CASTIGOS
Há imagens de gulodice e ambição que chegam para encher uma biblioteca. Desdes as garrafas de água de Jacinto aos sonhos de Bismark, dos "Diamonds are the girl's best friends" de Marilyn Monroe à geofagia de Napoleão.
Claro que, obscuramente, há coisas mais mesquinhas e incompreensíveis, que davam para um tratado de psicanálise como, por exemplo, desejar possuir uma máquina profissional de cortar fiambre, sempre atestada com os imensos lombos do "Isidoro" inglês, com folhas de papel vegetal ao lado para nos servirmos, tal qual como nas confeitarias.

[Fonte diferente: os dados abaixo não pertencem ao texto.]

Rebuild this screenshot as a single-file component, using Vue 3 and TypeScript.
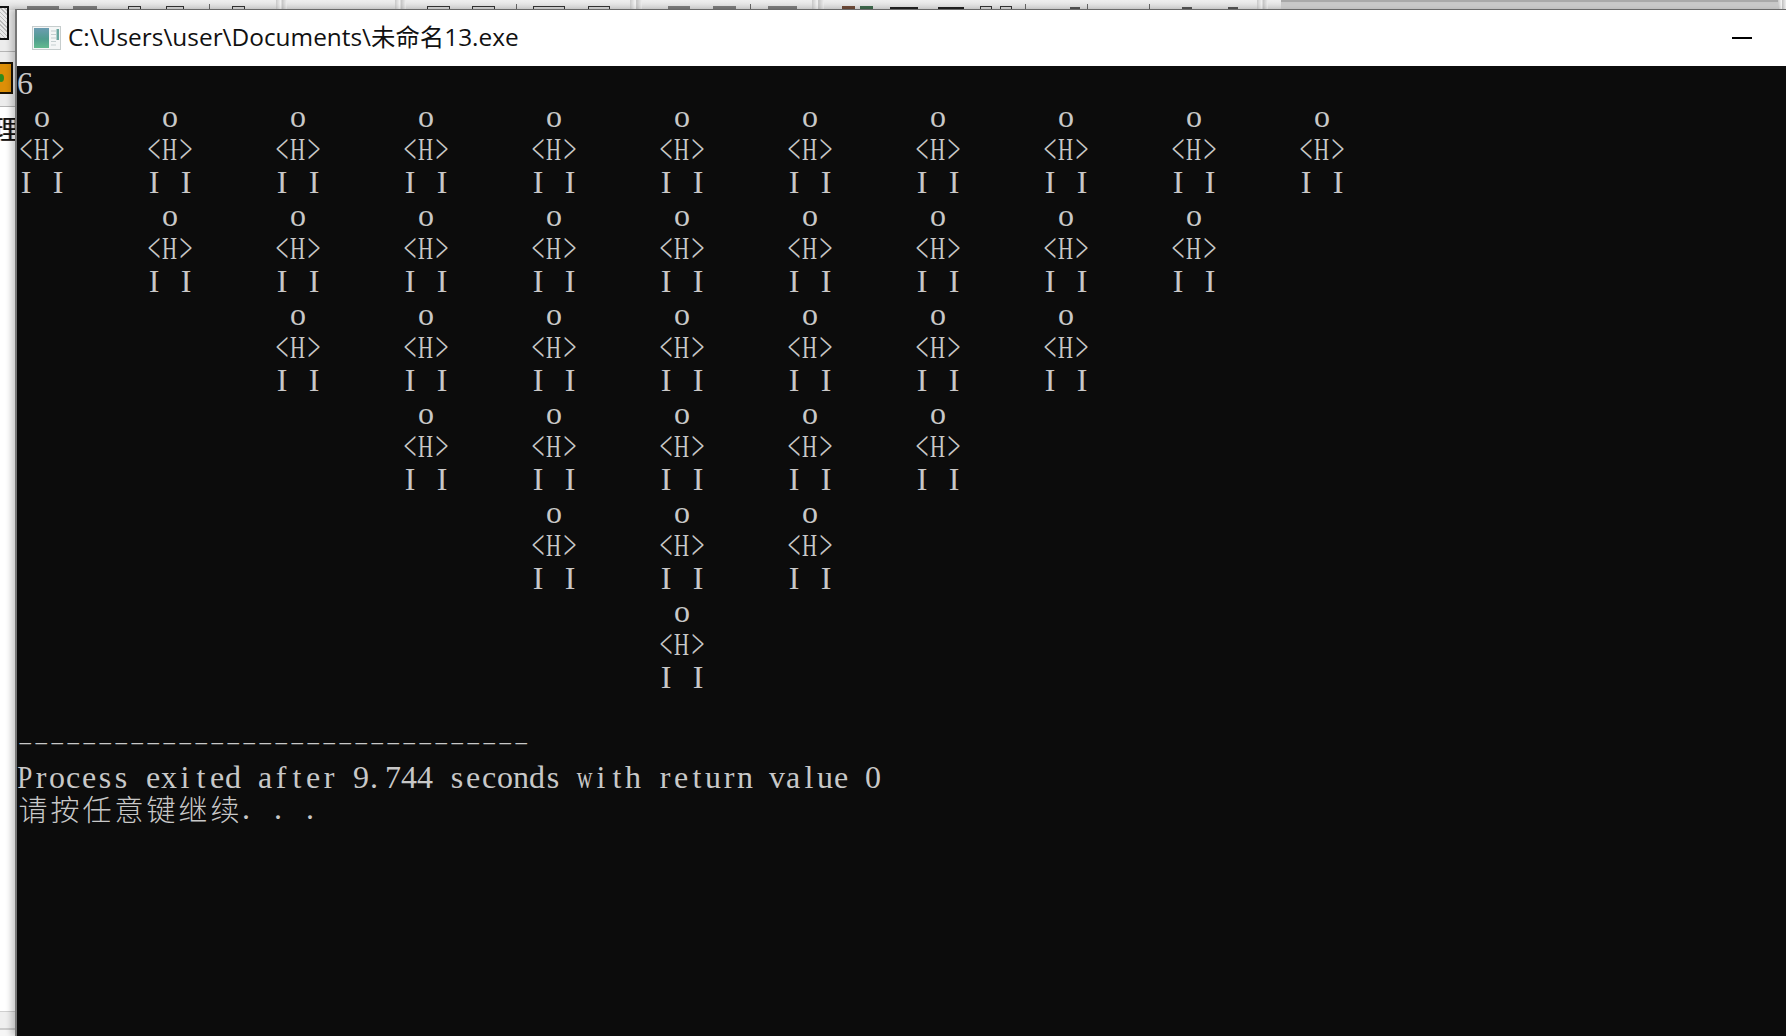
<script setup lang="ts">
type Bit = { x: number; w: number; kind: string }

const bitList: Bit[] = [
  { x: 27, w: 32, kind: 'gray' }, { x: 73, w: 24, kind: 'gray' },
  { x: 128, w: 13, kind: 'box' }, { x: 166, w: 18, kind: 'box' },
  { x: 209, w: 1, kind: 'tick' }, { x: 232, w: 13, kind: 'box' },
  { x: 276, w: 11, kind: 'grip' }, { x: 395, w: 11, kind: 'grip' },
  { x: 427, w: 23, kind: 'box' }, { x: 472, w: 23, kind: 'box' },
  { x: 516, w: 1, kind: 'tick' }, { x: 533, w: 32, kind: 'box' },
  { x: 588, w: 22, kind: 'box' }, { x: 630, w: 12, kind: 'grip' },
  { x: 668, w: 22, kind: 'gray' }, { x: 713, w: 23, kind: 'gray' },
  { x: 750, w: 1, kind: 'tick' }, { x: 768, w: 29, kind: 'gray' },
  { x: 812, w: 12, kind: 'grip' }, { x: 842, w: 13, kind: 'brown' },
  { x: 860, w: 13, kind: 'green' }, { x: 890, w: 28, kind: 'black' },
  { x: 938, w: 26, kind: 'black' }, { x: 980, w: 12, kind: 'box' },
  { x: 1000, w: 12, kind: 'box' }, { x: 1025, w: 1, kind: 'tick' },
  { x: 1070, w: 10, kind: 'peak' }, { x: 1087, w: 1, kind: 'tick' },
  { x: 1149, w: 1, kind: 'tick' }, { x: 1182, w: 10, kind: 'peak' },
  { x: 1228, w: 10, kind: 'peak' }, { x: 1257, w: 11, kind: 'grip' }
]

const bits = bitList.map((b, i) => ({
  ...b,
  gap: i === 0 ? b.x : b.x - bitList[i - 1].x - bitList[i - 1].w
}))

const counts = [1, 2, 3, 4, 5, 6, 5, 4, 3, 2, 1]
const figure = [' o ', '<H>', 'I I']

function figureRow(row: number): string {
  const art = figure[row % 3]
  const level = Math.floor(row / 3)
  return counts.map((c) => (level < c ? art : '   ').padEnd(8, ' ')).join('').trimEnd()
}

const textLines: string[] = [
  '6',
  ...Array.from({ length: 18 }, (_, i) => figureRow(i)),
  '',
  '-'.repeat(32),
  'Process exited after 9.744 seconds with return value 0',
  '请按任意键继续. . .'
]

function glyphClass(ch: string): string {
  if (ch === 'H') return 'g-h'
  if (ch === '<' || ch === '>') return 'g-angle'
  if (ch === 'P') return 'g-p'
  if (ch === 'm' || ch === 'w') return 'g-wide'
  if (ch === '-') return 'g-dash'
  if (ch === '.') return 'g-dot'
  return ''
}

const lines = textLines.map((text, index) => ({
  figure: index >= 1 && index <= 18,
  status: text.startsWith('Process'),
  cells: Array.from(text).map((ch) => ({
    ch,
    wide: ch.charCodeAt(0) > 255,
    cls: glyphClass(ch)
  }))
}))
</script>

<template>
  <div class="screen">
    <div class="strip">
      <i
        v-for="(b, i) in bits"
        :key="i"
        class="bit"
        :class="b.kind"
        :style="{ marginLeft: b.gap + 'px', width: b.w + 'px' }"
      ></i>
      <div class="panel"></div>
      <i class="bit grip end"></i>
    </div>

    <div class="side">
      <div class="side-row first">
        <div class="dotted"></div>
      </div>
      <div class="side-row second">
        <div class="run"><span class="run-dot"></span></div>
      </div>
      <div class="side-main">
        <span class="clip-text">理</span>
      </div>
      <div class="side-foot"></div>
    </div>

    <section class="window">
      <header class="title">
        <svg class="app-icon" width="29" height="26" viewBox="0 0 29 26">
          <defs>
            <linearGradient id="pane" x1="0" y1="0" x2="0" y2="1">
              <stop offset="0" stop-color="#6c9cb2" />
              <stop offset="0.55" stop-color="#4f9c8e" />
              <stop offset="1" stop-color="#62ba8e" />
            </linearGradient>
          </defs>
          <rect x="0.5" y="1.5" width="28" height="23" fill="#f4f6f6" stroke="#c6cdcd" />
          <rect x="2" y="3" width="15" height="20" fill="url(#pane)" />
          <path d="M19 6h5M19 9.500h5M19 13h5M19 16.500h5M19 20h5" stroke="#c5cfd0" stroke-width="1" />
          <rect x="24.500" y="4" width="2.500" height="11" fill="#6aa7a0" />
        </svg>
        <span class="title-text">C:\Users\user\Documents\未命名13.exe</span>
        <span class="minimize"></span>
      </header>
      <main class="console">
        <div
          v-for="(line, i) in lines"
          :key="i"
          class="line"
          :class="{ 'figure-line': line.figure, 'status-line': line.status }"
        >
          <span
            v-for="(c, j) in line.cells"
            :key="j"
            class="cell"
            :class="{ wide: c.wide }"
          ><span class="glyph" :class="c.cls">{{ c.ch === ' ' ? '' : c.ch }}</span></span>
        </div>
      </main>
    </section>
  </div>
</template>

<style scoped>
.screen {
  position: relative;
  width: 1786px;
  height: 1036px;
  overflow: hidden;
  background: #f6f6f6;
}

.strip {
  display: flex;
  align-items: flex-end;
  height: 10px;
  background: linear-gradient(#efefef, #d9d9d9);
}

.bit {
  display: block;
  flex: none;
  height: 4px;
  box-sizing: border-box;
}

.gray {
  background: #7c7c7c;
}

.box {
  border: 1px solid #333;
  border-bottom: 0;
  background: #d5d5d5;
}

.tick {
  height: 6px;
  background: #666;
}

.grip {
  height: 10px;
  background: linear-gradient(90deg, #c9c9c9, #f4f4f4 45%, #c4c4c4 55%, #efefef);
}

.brown {
  background: #6e4a38;
}

.green {
  background: #3f6a4c;
}

.black {
  height: 3px;
  background: #222;
}

.peak {
  height: 3px;
  background: #555;
}

.panel {
  flex: 1;
  height: 10px;
  margin-left: 13px;
  box-sizing: border-box;
  border-top: 2px solid #a9a9a9;
  background: linear-gradient(#c6c6c6, #d6d6d6);
}

.end {
  width: 8px;
}

.side {
  display: flex;
  flex-direction: column;
  width: 15px;
  height: 1026px;
}

.side-row {
  flex: none;
  background: #ececec;
  border-bottom: 1px solid #b5b5b5;
}

.first {
  height: 41px;
}

.dotted {
  width: 7px;
  height: 30px;
  margin-top: -4px;
  border: 1px solid #111;
  border-left: 0;
  border-width: 2px 2px 2px 0;
  background: repeating-linear-gradient(45deg, #bbb 0 1px, #e9e9e9 1px 3px);
}

.second {
  height: 55px;
  padding-top: 10px;
  box-sizing: border-box;
}

.run {
  position: relative;
  width: 11px;
  height: 28px;
  border: 2px solid #1a1206;
  border-left: 0;
  background: #dd8f08;
}

.run-dot {
  position: absolute;
  right: 7px;
  top: 10px;
  width: 6px;
  height: 8px;
  border-radius: 50%;
  background: #2f8a1c;
}

.side-main {
  flex: 1;
  overflow: hidden;
  background: #fff;
}

.clip-text {
  display: block;
  width: 26px;
  margin: 4px 0 0 -7px;
  font: 26px/34px "Noto Sans CJK SC", sans-serif;
  color: #111;
  text-shadow: 1px 0 rgba(200, 110, 40, 0.55), -1px 0 rgba(40, 110, 200, 0.45);
}

.side-foot {
  flex: none;
  height: 16px;
  margin-bottom: 6px;
  border-top: 1px solid #cfcfcf;
  border-bottom: 2px solid #cbcbcb;
  background: #efefef;
}

.window {
  position: absolute;
  left: 15px;
  top: 9px;
  right: 0;
  bottom: 0;
  display: flex;
  flex-direction: column;
  border-top: 1px solid #6a6a6a;
  border-left: 2px solid #777;
  box-shadow: -4px 0 6px rgba(0, 0, 0, 0.2);
  background: #fff;
}

.title {
  flex: none;
  display: flex;
  align-items: center;
  height: 56px;
  padding: 0 34px 0 15px;
  box-sizing: border-box;
  background: #fff;
}

.app-icon {
  flex: none;
  margin-right: 7px;
}

.title-text {
  flex: 1;
  margin-bottom: 2px;
  font: 24.4px/32px "Open Sans", "Noto Sans CJK SC", sans-serif;
  color: #111;
}

.minimize {
  flex: none;
  width: 20px;
  height: 2px;
  background: #000;
}

.console {
  flex: 1;
  background: #0c0c0c;
  color: #c8c8c8;
  font: 32px/33px "Liberation Serif", "Noto Sans CJK SC", serif;
  font-weight: 400;
}

.line {
  display: flex;
  height: 33px;
}

.figure-line {
  padding-left: 1px;
}

.cell {
  flex: none;
  display: flex;
  justify-content: center;
  width: 16px;
  height: 33px;
}

.cell.wide {
  width: 32px;
  font-family: "Noto Sans CJK SC", sans-serif;
  font-size: 29px;
  font-weight: 300;
}

.glyph {
  display: block;
  flex: none;
  margin-top: 1px;
}

.status-line .glyph {
  margin-top: 2px;
}

.cell.wide .glyph {
  margin-top: 0;
}

.g-h {
  transform: scaleX(0.65);
}

.g-angle {
  transform: scale(0.72, 1.3);
}

.g-p {
  transform: scaleX(0.85);
}

.g-wide {
  transform: scaleX(0.68);
}

.glyph.g-dash {
  margin-top: 0;
  transform: scale(1.4, 0.5);
}

.g-dot {
  transform: translateX(-3px);
}

.line:last-child .g-dot {
  margin-top: 0;
}
</style>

Desde puto que isto me persegue, para grande espanto meu. Mandavam-me buscar 50 gramas "cortados fininhos, se faz favor", à pastelaria Universal e lá estava ela, a máquina diabólica, por trás do balcão, coberta com uma gaze azulada por via do mosquedo. Ficava a olhar, embasbacado, o homem a dar à manivela e o fiambre pr'a cá e pr'a lá, caindo em apetitosa fatia numa espátula de pau, bem cor-de-rosa, tirinha de gordura, já salivava antes de lhe meter o dente. A caminho de casa, abria o embrulho e tirava, à má fila, um pedaço. E nunca me saciava!
Ah! Quem me dera dez quilos de fiambre, salgadinho e saboroso, para como até estourar. . . Cresci, passei liceus e faculdades, casamento e filha, e o fiambre permaneceu nas minhas fraquezas. Nunca chega, nunca é demais.
No frigorífico, a reserva esvai-se. Tanto faz 300 gramas como 800 gramas. Enfio-o no pão, em "croissants", em tostas, em bolachas, às mãos cheias pelas goelas abaixo até ao limite do enjoo, até não poder mais!
Não adianta. Feita a digestão, às vezes só possível pelo milagre terapêutico do "Sal de Fruta" Eno, o remédio miraculoso, lá vem ela, a Vontade de Fiambre! Pronto, é uma cruz que tenho de carregar ao longo da vida, que é que querem.
Não há compra de víveres que não termine por 250 gramas de fiambre! Que miséria, esta toxicodependência. Sou um drogado, um "junkie" de fiambre. Para quem tem um nome judeu, como é o meu caso, sinto uma maldição bíblica a sobrevoar-me a alma, pois o porco é o imundo por excelência, o impuro-em-si!
Arderei, pois, no mais fundo dos Infernos e o mafarrico, para me atormentar, terá para toda a eternidade, junto da frigideira onde recozo a fogo lento, 150 gramas de fiambre acabadinho de cortar, eu a esticar o braço e aquilo a volatilizar-se nas labaredas sulforosas atiçadas por Belzebu em pessoa.